What one of us would not willingly go forth in the face of danger if it meant that we could spiritually benefit the global sphere of the whole earth? (It is interesting that some passages in the Writings suggest that just one person is all that is needed to effect the conjunction between this earth and all the heavens.)

Now this doesn’t mean that our lives are going to be plagued with tragedy every moment. No, there is a lot of joy, happiness, and peace in life. Jesus says that our yoke is easy and our burden is light. But we do need to keep in mind why we are here. We need to have more of a “war-time” mentality than a “peace-time” mentality on the spiritual level. And if we see why we are here, we can know why there is often a lot of pain and suffering in our lives and with those around us. A spiritual battleground is not a very peaceful place. If anything, the Lord gives us an oasis from the battle from time to time, time off from the battle, but the battle is our main purpose in life. In this context, it is useful to think of some of the teachings in the Writings about spiritual temptation.

First of all, we are told that a spiritual temptation is said to be an attack by the hells on some good love that we have. If you have some new, good love in your life, expect it to be attacked by the hells. And if you say to yourself, “Why, every time I have some new love in my heart, it is challenged,” you are not seeing the purpose of why you are here. There is a battle going; expect spiritual temptations.

Another teaching of the Writings: Are our temptations going to get easier or more difficult as we get older? The answer: they are probably going to get more severe. And if your reasoning is, “You mean I am going to have to fight greater battles as I get older? How can this be fair? Why fight now?” If that is your response, then you have missed the point of why you are here. There is a battle going on. You are called to be a spiritual soldier. As you grow stronger, more experienced, the Lord will give you greater challenges, greater battles to fight, because strong experienced soldiers are needed in some of the battles. The Lord is preparing you for great things.

Still another teaching: Spiritual temptations cause utmost despair and anguish. There is no such thing as an easy spiritual temptation. Sometimes you feel that you are going to “lose it” during a spiritual temptation. And again, if the response of your mind is, “Why do I have to have really bad temptations? Why can’t they be easy?” then you have missed the point of why you are here.

When Jesus began His ministry, He was baptized of John in the Jordan River. And then He went into the wilderness and was tempted by the devil for forty days. He hungered. He hungered so much that He was tempted by the devil to make bread out of the stones. And His hunger was deep within Him. He hungered for the salvation of the whole human race.
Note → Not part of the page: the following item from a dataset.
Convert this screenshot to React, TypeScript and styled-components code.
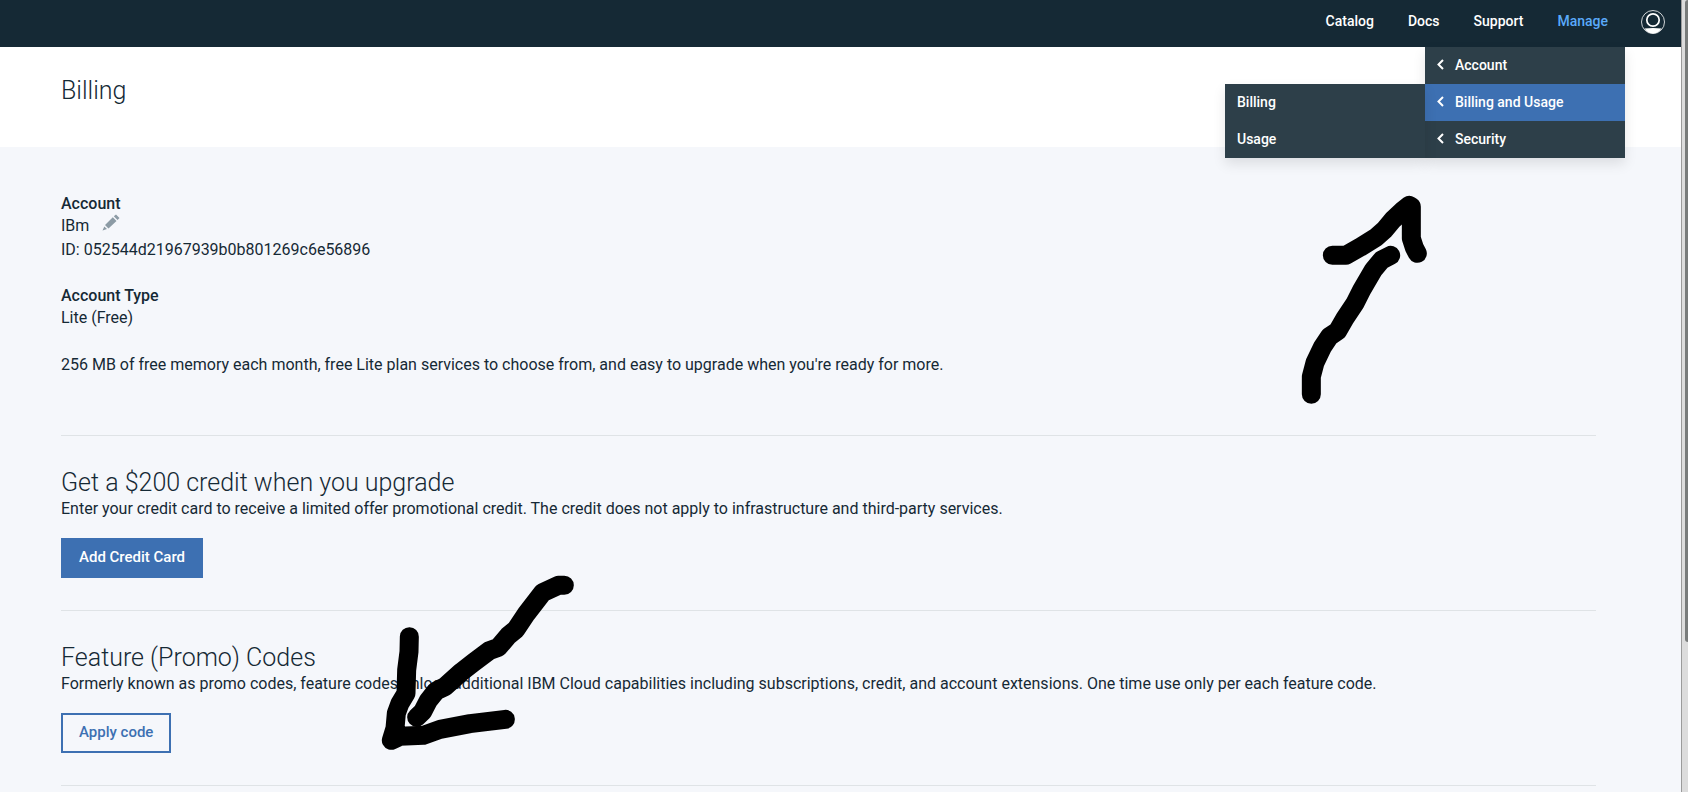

The devil took Him up to the pinnacle of the temple, and asked Him to throw Himself down. He was tempted to doubt His own power to save the human race.

And finally, the devil took Him up to a great and high mountain and showed Him all the kingdoms of the world. All this would be given to Him if He would just bow down and worship the devil.

And after all these temptations, it says that the devil left Him “for a time.” The temptations were to continue. They were to continue even to the passion of the cross. And by His victory over temptation, our redemption was effected.

Let us use His victory as strength in our lives so that we may face the challenges that lie before us with courage and strength. Amen.

Lessons: Psalm 91; Luke 4:1-15; AC 6829, 1690

Arcana Coelestia 6829

When a person is in temptation, he is beset round about by falsities and evils which impede the influx of light from the Divine, that is, the influx of truth and good, and then the person is as it were in darkness. Darkness in the other life is nothing else than this besetment by falsities, for these take away the light from the man who is in temptation, and thus the perception of consolation by truths. But when the person emerges from temptation, then the light appears with its spiritual heat, that is, truth with its good, and from this he has gladness after anxiety. This is the morning which in the other life follows the night.

Arcana Coelestia 1690:3

All temptation is an assault upon the love in which the person is, and the temptation is in the same degree as is the love. If the love is not assaulted, there is no temptation. To destroy anyone’s love is to destroy his very life; for the love is the life. The Lord’s life was love toward the whole human race, and was indeed so great, and of such a quality, as to be nothing but pure love. Against this, His life, continual temptations were admitted, as before said, from His earliest childhood to His last hour in the world. The love which was the Lord’s veriest life is signified by His “hungering,” and by the devil’s saying, “If Thou art the Son of God, command this stone that it be made bread,” and by Jesus answering that “man shall not live by bread alone, but by every word of God” (Luke 4:5-8; Matt. 4:2-4).